Further development of transportation infrastructure in the area surrounding the EUREF Campus has been the subject of heated political debate for decades. With its existence and its policy of favoring sustainable mobility solutions, the EUREF Campus played a decisive role in ensuring that the federal highway was not extended further north. At the same time, local companies received incentives to electrify their vehicle fleets through the decisive promotion of electromobility on campus – nearly 100% of all parking spaces in the underground garages are capable of charging vehicles. At the same time, high prices made parking unattractive to employees, regardless of whether they own electric or combustion engine vehicles.
The decisive factor for this sustainable development was the scientific consultancy of the interdisciplinary Research Campus Mobility2Grid (M2G), led by the TU Berlin (Technical University of Berlin) and the Berlin Social Science Center (WZB), together with industrial partners such as Siemens and Schneider Electric.

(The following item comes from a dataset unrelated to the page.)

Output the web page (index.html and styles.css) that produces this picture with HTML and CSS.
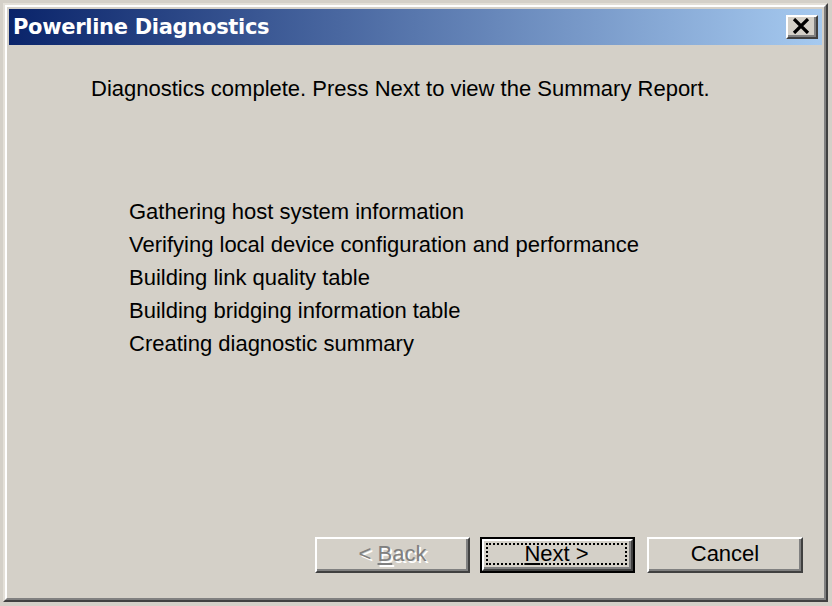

The site's owner, EUREF AG, not only followed M2G's mobility concept but also installed a microgrid with bidirectional charging facilities for electric cars, scooters, and bicycles, as proposed by M2G in 2014. The electrification of all parking spaces, car-sharing offerings, and electric-based micromobility are the cornerstones of the concept. Fewer than 10% of the 7,000 people currently working on the campus commute by car.
Combined with on-site sustainable energy production, the EUREF Campus offers an exceptional example of sector coupling between the transport and energy transitions. Furthermore, the EUREF Campus only builds energy-efficient buildings, and much of the old fabric is reused and renovated in a climate-neutral manner. The interior design of the former gasometer is a prime example.
Many companies, especially young ones, and research institutions from the fields of energy, environmental protection, and mobility, developing ecologically and economically sustainable solutions, have established themselves here since the site's development began in 2008. The EUREF Campus has been meeting the German government's CO2 climate protection targets for 2045 since 2014. This highly visible former symbol of the fossil fuel era is now a landmark in the sustainable conversion of former industrial sites.
This allows us to draw conclusions about the urban integration of new or existing (business) districts into their environment: transport policy and urban planning should be more closely intertwined; instead of new districts in greenfields (virgin areas), new settlements should be preceded by sustainable transport infrastructures and not, as is still common, succeeded by them.